Non-Custodial Wallets

As most of you have already guessed, non-custodial wallets do not require any sort of third-party involvement like custodial wallets do. They don't outsource to any institution, so as a result, no institution can refuse to complete transactions.

A user has total control over their own private keys: none of their transactions have to go through centralized third-parties.

Pros of Non-Custodial Wallets

Non-custodial wallets serve the purpose of ensuring the confidentiality of a user's assets. However, that comes with the responsibility of storing your private keys, which are the sole way of accessing your account.

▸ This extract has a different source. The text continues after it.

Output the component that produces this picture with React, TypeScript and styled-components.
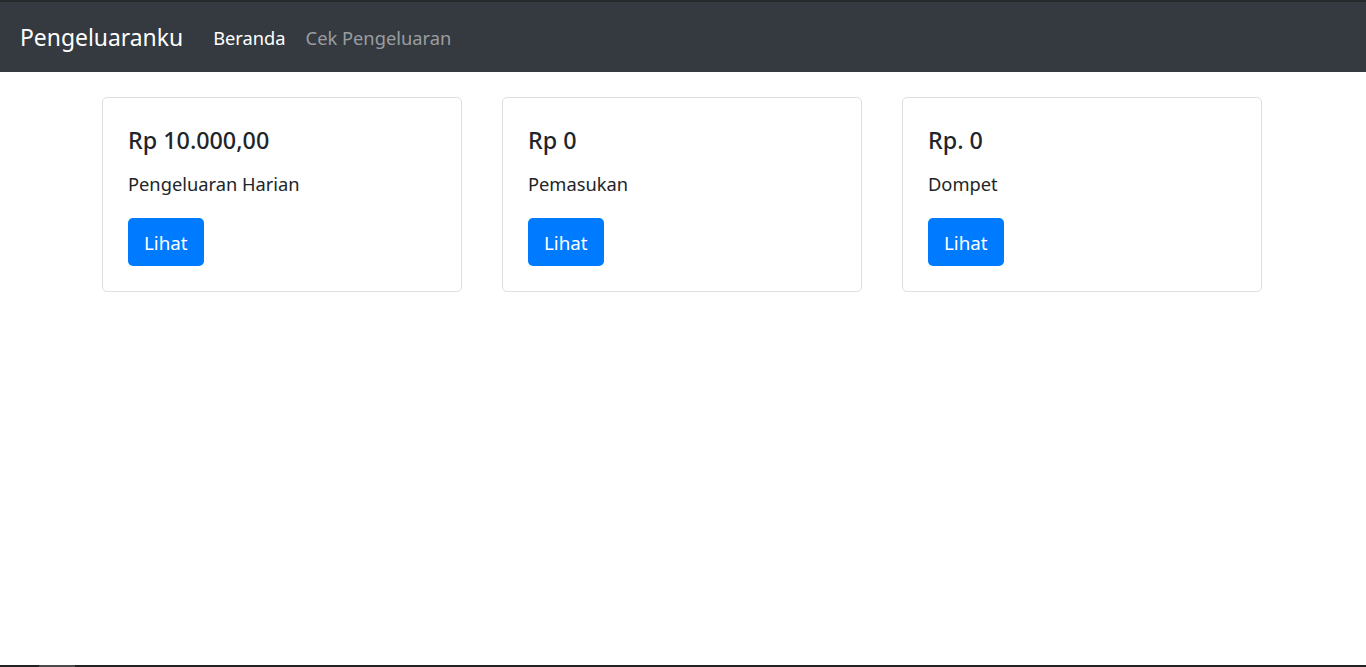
import styled, { createGlobalStyle } from "styled-components"

const GlobalStyle = createGlobalStyle`
  * {
    box-sizing: border-box;
  }
  body {
    margin: 0;
    font-family: "Noto Sans", "Open Sans", Arial, sans-serif;
    font-size: 18.3px;
    line-height: 30px;
    color: #212529;
    background: #fff;
  }
`

const Page = styled.div`
  display: flex;
  flex-direction: column;
  min-height: 667px;
`

const FrameTop = styled.div`
  height: 2px;
  background: #26292b;
`

const Navbar = styled.nav`
  display: flex;
  align-items: center;
  height: 70px;
  padding: 10px 20px;
  background: #343a40;
`

const Brand = styled.a`
  font-size: 22.9px;
  line-height: 37.5px;
  padding: 7px 0 5px;
  margin-right: 20px;
  color: #fff;
  text-decoration: none;
  white-space: nowrap;
`

const NavLinks = styled.div`
  display: flex;
`

const NavLink = styled.a<{ $active?: boolean }>`
  padding: 11px 10px 9px;
  color: ${(p) => (p.$active ? "#fff" : "rgba(255, 255, 255, 0.5)")};
  text-decoration: none;
  white-space: nowrap;
`

const Main = styled.main`
  flex: 1;
  padding: 25px 2px 0 0;
`

const CardRow = styled.div`
  display: grid;
  grid-template-columns: repeat(3, 360px);
  gap: 40px;
  justify-content: center;
`

const Card = styled.div`
  border: 1px solid rgba(0, 0, 0, 0.125);
  border-radius: 5px;
  padding: 25px;
`

const CardTitle = styled.h5`
  margin: 0 0 15px;
  padding-top: 2px;
  height: 30px;
  font-size: 23.3px;
  font-weight: 500;
  line-height: 30px;
`

const CardText = styled.p`
  margin: 0 0 20px;
  padding-top: 1px;
  height: 30px;
`

const Button = styled.a`
  display: inline-block;
  padding: 10px 16px 8px;
  height: 48px;
  border-radius: 5px;
  background: #007bff;
  color: #fff;
  font-size: 18.8px;
  text-decoration: none;
`

const FrameBottom = styled.div`
  display: flex;
  height: 2px;
  background: #222;
`

const FrameTab = styled.span`
  width: 36px;
  margin-left: 39px;
  background: #4a4a4a;
`

const cards = [
  { amount: "Rp 10.000,00", label: "Pengeluaran Harian" },
  { amount: "Rp 0", label: "Pemasukan" },
  { amount: "Rp. 0", label: "Dompet" },
]

export default function App() {
  return (
    <>
      <GlobalStyle />
      <Page>
        <FrameTop />
        <Navbar>
          <Brand href="#">Pengeluaranku</Brand>
          <NavLinks>
            <NavLink href="#" $active>Beranda</NavLink>
            <NavLink href="#">Cek Pengeluaran</NavLink>
          </NavLinks>
        </Navbar>
        <Main>
          <CardRow>
            {cards.map((c) => (
              <Card key={c.label}>
                <CardTitle>{c.amount}</CardTitle>
                <CardText>{c.label}</CardText>
                <Button href="#">Lihat</Button>
              </Card>
            ))}
          </CardRow>
        </Main>
        <FrameBottom>
          <FrameTab />
        </FrameBottom>
      </Page>
    </>
  )
}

Unlike custodial wallets, users can easily access their stored funds in any situation and without KYC, as there is no need for a confirmation notice from any third party. Instant withdrawals are available in non-custodial wallets, while some CEXs require a certain time to process transactions.

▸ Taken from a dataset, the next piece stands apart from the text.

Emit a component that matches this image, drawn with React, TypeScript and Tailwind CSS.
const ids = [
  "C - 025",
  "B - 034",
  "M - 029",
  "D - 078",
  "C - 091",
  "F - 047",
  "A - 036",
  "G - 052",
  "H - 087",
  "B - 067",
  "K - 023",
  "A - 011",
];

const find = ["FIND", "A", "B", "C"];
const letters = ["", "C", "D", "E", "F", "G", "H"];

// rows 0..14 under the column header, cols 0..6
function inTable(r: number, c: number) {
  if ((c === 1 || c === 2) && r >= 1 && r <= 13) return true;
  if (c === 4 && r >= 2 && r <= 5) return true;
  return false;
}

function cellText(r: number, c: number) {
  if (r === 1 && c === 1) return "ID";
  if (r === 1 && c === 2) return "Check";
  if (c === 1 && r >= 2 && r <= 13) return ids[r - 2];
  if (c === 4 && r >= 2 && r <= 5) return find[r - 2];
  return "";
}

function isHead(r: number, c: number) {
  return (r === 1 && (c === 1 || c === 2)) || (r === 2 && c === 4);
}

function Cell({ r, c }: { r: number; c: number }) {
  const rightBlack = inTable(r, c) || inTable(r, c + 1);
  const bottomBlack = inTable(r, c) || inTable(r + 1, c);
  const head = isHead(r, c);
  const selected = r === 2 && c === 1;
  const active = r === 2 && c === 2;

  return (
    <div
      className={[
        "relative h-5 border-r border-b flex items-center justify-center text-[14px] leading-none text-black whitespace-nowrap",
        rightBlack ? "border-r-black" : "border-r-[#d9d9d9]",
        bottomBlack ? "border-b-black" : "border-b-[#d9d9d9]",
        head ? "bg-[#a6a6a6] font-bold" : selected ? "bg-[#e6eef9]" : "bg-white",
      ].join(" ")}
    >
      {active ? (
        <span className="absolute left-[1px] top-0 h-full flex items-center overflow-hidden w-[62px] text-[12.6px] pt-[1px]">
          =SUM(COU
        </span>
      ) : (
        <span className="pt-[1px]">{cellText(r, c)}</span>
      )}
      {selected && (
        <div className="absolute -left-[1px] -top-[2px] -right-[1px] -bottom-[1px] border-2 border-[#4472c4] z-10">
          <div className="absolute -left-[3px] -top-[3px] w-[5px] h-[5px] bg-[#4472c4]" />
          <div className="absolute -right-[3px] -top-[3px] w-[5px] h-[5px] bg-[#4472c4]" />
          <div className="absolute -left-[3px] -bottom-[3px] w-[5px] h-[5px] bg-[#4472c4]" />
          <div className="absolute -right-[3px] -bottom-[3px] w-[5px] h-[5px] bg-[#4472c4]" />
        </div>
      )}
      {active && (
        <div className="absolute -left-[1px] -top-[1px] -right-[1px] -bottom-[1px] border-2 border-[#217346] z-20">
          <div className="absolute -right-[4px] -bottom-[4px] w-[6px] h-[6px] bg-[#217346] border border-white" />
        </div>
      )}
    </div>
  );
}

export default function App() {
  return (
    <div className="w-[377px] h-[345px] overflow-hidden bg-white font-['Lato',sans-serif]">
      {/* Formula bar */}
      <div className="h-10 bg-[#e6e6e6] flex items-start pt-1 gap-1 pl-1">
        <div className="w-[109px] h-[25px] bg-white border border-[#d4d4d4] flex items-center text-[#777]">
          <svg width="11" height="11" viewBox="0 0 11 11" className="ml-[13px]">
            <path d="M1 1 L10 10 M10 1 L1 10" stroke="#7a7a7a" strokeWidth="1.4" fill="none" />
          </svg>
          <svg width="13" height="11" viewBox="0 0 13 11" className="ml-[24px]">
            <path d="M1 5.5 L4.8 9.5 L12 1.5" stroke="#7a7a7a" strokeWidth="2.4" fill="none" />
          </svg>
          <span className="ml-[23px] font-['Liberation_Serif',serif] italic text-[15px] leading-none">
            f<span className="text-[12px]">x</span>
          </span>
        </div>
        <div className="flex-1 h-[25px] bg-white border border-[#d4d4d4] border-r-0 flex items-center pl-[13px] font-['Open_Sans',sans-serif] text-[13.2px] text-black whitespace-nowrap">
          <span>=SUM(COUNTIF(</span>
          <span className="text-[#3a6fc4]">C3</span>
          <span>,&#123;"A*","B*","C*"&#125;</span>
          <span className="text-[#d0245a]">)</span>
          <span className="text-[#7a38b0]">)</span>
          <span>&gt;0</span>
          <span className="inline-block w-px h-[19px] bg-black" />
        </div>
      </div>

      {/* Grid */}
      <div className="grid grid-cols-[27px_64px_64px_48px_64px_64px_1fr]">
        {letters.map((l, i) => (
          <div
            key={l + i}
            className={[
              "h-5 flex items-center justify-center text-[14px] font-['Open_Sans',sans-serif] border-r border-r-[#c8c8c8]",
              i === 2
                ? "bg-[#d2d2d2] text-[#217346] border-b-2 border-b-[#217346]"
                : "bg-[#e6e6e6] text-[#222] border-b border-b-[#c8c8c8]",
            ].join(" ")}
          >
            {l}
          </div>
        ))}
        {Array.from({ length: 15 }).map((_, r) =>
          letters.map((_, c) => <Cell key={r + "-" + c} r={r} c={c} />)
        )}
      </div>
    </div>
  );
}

Cons of a Non-Custodial Wallet

Security is a big concern when it comes to non-custodial wallets. As you are in complete control of your own private keys, your funds are gone forever if those keys are lost or stolen. Case in point: the man who lost his hard drive containing 7.500 BTC, worth over $185 million at the time of writing.
It's important to take measures to ensure the safety of your private keys. Because, as secure as it may be, even the owner of the wallet himself can't access their wallet if the private key is misplaced or lost.

Unlike custodial wallets, non-custodial wallets aren't often particularly user-friendly. Beginners may have a steeper learning curve and require some time before getting to know how to use these wallets.

When it comes to non-custodial wallets, the recovery of funds is a bit more complicated and in some extreme cases even impossible, which is why it is important to be extra careful when using them.

In the event that you do lose access to your non-custodial wallet, the first thing you should do is reach out to the wallet's support team. If the wallet's support team is unable to help you, you can try reaching out to the blockchain's support team. And if all else fails, you can try contacting the exchanges where you purchased your cryptocurrency.